Just when I thought the drama was over, a trauma patient was wheeled in, and I could not for the life of me figure out why this oxygen saturation was consistently dropping despite the fact that I ruled out the lethal six.
I'm glad my colleague who has an affinity for chest tubes stuck around to confirm all my findings, and assured me that as long as he saturated adequately under a high flow mask of 15 liters of oxygen per minute, we could have a portable chest radiograph done to rule out a pneumothorax.
However, my on call specialist who thankfully, was still meandering around, decided to up triage him Red Zone immediately, where we learnt that he had a right lung contusion.
So fixated I was on the lethal six, that I completely forgot about the hidden six...
Friday: Post-night shift
Following one of the more significant shifts in my career, I came home and ugly-cried for an hour and a half before passing out on my bedroom floor without even having showered.
When I woke up, I didn't feel any more anger or hurt or the pervasive tug of my ego. I felt, compassion.
Later that night, I learned how to play pool on a snooker table, expanded my "Tamil Sex Songs" playlist (thanks to the notorious but interesting company I keep), and went to bed at 3am, happy to be out and about with friends again, without needing to worry about the ensuing hangover because there was no alcohol involved. Plus, what I wore out inspired the question "Did you marathon through Love Lane?" from bae. Shoutout to my sister for her generosity in donating the Lulu's, and knowing how to crop a top to perfection.
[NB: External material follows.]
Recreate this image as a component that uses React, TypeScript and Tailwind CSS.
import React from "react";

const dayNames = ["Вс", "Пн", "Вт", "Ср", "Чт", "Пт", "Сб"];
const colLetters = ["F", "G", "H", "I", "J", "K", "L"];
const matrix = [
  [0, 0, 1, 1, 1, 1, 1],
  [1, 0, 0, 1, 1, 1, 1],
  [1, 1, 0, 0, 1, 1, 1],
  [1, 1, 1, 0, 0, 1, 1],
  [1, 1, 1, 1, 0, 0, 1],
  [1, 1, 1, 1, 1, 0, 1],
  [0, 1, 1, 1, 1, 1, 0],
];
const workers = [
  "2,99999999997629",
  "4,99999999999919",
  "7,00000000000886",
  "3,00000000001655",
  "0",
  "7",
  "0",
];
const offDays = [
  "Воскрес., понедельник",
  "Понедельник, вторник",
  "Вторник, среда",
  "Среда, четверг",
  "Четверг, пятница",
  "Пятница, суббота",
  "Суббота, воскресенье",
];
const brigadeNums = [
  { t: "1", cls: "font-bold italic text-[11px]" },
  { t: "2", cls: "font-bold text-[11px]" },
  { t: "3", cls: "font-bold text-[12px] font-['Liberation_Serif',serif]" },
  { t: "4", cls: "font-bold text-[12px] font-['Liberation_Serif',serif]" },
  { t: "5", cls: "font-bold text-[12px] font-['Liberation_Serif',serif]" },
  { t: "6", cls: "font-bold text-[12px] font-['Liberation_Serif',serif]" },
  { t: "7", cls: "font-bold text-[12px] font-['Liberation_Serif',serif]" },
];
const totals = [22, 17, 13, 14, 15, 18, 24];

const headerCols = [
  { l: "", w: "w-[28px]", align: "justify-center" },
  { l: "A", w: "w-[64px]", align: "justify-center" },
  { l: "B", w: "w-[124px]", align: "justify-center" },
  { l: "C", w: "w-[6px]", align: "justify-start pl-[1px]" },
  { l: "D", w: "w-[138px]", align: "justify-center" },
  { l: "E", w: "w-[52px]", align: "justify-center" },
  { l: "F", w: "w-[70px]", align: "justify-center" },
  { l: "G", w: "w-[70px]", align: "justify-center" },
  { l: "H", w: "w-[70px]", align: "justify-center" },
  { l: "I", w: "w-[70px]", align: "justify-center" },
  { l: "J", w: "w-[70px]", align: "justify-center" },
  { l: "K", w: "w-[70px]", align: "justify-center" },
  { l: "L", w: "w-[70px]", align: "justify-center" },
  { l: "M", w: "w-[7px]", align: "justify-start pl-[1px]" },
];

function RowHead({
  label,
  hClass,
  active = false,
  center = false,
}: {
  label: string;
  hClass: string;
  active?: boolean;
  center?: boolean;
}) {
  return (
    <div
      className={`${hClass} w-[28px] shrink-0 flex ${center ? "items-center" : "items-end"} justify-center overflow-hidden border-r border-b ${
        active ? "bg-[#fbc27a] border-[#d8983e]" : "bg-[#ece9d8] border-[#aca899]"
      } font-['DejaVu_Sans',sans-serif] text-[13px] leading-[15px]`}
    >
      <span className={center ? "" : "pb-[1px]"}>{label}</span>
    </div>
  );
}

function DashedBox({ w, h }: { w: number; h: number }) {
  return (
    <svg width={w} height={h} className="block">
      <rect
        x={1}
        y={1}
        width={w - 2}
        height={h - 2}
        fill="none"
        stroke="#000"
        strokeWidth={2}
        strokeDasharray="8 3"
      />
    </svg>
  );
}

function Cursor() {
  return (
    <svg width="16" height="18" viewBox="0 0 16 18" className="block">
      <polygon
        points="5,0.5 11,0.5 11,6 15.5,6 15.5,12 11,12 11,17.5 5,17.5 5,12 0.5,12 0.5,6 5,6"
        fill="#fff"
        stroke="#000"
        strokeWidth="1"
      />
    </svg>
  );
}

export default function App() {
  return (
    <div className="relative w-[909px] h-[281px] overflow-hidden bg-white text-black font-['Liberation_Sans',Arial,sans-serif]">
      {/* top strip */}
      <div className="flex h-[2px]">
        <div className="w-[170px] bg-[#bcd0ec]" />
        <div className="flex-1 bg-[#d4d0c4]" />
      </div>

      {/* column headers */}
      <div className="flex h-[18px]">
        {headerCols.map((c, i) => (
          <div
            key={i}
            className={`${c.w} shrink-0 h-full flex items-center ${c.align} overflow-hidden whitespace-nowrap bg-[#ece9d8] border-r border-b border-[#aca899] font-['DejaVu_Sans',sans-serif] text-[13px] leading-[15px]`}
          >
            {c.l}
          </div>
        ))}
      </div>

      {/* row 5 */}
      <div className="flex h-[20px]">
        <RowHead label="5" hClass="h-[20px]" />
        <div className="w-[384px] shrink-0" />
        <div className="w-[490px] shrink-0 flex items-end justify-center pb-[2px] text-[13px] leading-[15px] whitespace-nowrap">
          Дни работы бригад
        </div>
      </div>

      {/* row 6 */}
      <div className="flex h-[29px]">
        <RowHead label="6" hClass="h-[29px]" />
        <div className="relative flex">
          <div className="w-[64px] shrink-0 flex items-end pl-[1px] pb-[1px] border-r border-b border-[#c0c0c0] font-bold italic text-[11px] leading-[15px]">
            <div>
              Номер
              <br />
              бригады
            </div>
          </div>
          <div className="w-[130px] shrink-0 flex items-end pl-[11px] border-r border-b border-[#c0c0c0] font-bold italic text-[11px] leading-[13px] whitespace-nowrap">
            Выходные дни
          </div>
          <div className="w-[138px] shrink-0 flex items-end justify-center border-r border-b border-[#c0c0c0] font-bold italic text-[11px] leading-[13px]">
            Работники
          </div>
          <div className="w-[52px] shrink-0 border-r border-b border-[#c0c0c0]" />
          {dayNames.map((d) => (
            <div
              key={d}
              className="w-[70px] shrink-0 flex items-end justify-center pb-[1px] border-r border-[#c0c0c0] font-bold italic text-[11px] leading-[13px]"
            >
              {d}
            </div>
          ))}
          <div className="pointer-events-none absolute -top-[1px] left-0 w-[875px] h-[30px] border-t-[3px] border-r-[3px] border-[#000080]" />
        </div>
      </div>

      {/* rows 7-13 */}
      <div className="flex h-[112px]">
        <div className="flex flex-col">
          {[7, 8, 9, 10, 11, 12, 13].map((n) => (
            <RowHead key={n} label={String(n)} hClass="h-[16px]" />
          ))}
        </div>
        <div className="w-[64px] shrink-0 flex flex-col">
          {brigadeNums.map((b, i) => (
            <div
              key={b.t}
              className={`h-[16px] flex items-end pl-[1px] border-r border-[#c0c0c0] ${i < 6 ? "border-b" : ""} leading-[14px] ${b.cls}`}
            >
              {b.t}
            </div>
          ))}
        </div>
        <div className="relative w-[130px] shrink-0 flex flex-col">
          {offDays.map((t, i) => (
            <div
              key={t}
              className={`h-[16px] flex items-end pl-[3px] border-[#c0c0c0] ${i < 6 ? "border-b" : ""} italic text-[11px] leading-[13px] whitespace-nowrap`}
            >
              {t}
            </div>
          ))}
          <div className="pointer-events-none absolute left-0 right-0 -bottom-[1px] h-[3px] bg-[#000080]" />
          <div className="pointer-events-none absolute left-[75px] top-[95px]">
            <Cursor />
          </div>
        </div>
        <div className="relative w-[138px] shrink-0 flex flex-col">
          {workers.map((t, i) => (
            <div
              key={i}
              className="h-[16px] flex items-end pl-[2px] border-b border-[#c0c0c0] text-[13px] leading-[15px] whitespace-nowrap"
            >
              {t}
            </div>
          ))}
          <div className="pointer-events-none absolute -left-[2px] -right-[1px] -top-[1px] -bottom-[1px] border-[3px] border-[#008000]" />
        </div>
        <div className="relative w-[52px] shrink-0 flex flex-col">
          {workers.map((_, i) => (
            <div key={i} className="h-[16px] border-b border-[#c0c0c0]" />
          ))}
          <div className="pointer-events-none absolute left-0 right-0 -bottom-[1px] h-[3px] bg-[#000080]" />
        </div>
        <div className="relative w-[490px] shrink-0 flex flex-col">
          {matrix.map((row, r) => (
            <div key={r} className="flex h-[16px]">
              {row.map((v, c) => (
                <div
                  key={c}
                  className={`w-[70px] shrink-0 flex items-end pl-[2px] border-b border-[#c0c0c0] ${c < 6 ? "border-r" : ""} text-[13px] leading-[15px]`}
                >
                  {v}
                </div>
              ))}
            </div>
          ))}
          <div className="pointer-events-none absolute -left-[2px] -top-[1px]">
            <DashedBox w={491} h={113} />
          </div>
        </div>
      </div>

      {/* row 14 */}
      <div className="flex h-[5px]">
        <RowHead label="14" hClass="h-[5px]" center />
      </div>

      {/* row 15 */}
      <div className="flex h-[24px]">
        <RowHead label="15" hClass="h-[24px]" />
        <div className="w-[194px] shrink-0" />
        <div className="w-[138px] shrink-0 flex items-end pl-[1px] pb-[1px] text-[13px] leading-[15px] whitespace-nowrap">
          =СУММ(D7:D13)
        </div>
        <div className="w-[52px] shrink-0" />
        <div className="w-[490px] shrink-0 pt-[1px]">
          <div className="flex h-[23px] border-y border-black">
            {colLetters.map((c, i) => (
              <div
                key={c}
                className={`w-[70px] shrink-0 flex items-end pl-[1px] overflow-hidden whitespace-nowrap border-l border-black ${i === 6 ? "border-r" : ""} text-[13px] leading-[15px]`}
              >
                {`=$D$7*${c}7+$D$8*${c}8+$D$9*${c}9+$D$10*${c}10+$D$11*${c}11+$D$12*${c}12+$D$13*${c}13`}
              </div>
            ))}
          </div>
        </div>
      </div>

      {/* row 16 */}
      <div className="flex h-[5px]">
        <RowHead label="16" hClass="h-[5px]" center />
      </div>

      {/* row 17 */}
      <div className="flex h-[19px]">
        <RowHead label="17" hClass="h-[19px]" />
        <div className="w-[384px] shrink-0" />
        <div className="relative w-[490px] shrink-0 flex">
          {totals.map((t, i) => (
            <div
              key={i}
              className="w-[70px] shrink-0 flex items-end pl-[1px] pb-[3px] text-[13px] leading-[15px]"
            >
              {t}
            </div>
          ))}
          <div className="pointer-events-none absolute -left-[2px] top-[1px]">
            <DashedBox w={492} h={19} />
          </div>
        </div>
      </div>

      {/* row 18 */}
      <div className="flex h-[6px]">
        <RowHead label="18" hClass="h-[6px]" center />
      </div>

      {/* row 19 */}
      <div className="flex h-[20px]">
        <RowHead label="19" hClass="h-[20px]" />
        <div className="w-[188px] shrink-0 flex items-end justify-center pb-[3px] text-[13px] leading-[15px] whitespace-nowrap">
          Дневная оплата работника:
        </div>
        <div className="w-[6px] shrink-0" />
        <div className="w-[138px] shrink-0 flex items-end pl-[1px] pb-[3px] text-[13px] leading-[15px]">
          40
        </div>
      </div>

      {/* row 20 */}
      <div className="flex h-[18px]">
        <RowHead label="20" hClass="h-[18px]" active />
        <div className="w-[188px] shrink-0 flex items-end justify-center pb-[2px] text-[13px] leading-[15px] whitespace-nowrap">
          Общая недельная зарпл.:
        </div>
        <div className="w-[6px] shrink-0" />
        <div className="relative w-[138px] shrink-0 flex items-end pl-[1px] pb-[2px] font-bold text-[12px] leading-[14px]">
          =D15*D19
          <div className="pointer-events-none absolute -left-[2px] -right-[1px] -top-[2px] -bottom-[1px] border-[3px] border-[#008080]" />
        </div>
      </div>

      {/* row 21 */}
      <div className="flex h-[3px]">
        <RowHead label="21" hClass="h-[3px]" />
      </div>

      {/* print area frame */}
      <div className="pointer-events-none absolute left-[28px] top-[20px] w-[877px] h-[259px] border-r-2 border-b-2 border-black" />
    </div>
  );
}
Saturday: (The best) Off day
- A lazy morning with my parents, followed by...
Scenic drives, hawker food that slaps, admiring art that isn't just on streets, discovering the most stunning beach that somehow evaded my knowledge for all the years I've called this island my home, which I ran from end to end in pursuit of the prettiest shell(s) in the scorching late afternoon heat that led to some funky audiovisual hallucinations or altered sensations ... Not entirely sure I was tripping on endorphins or experiencing a heat stroke or both but, it was cathartic as hell.
- A lazy evening with my parents, followed by...
- Laundry, re-decorating my ears, which included a jewelry audit and re-piercing my helix, followed by...
- A late night shenanigan involving a broken float ball valve, the combined idiocy of my father and I leading to my mother barking at us for watering the plants in our garden at 1am followed by...
This, okay, it's now 3.03am, and I sincerely hope I find this a worthwhile cause for sacrificed sleep when I'm (yawns) at work in (bigger yawn) 5 hours.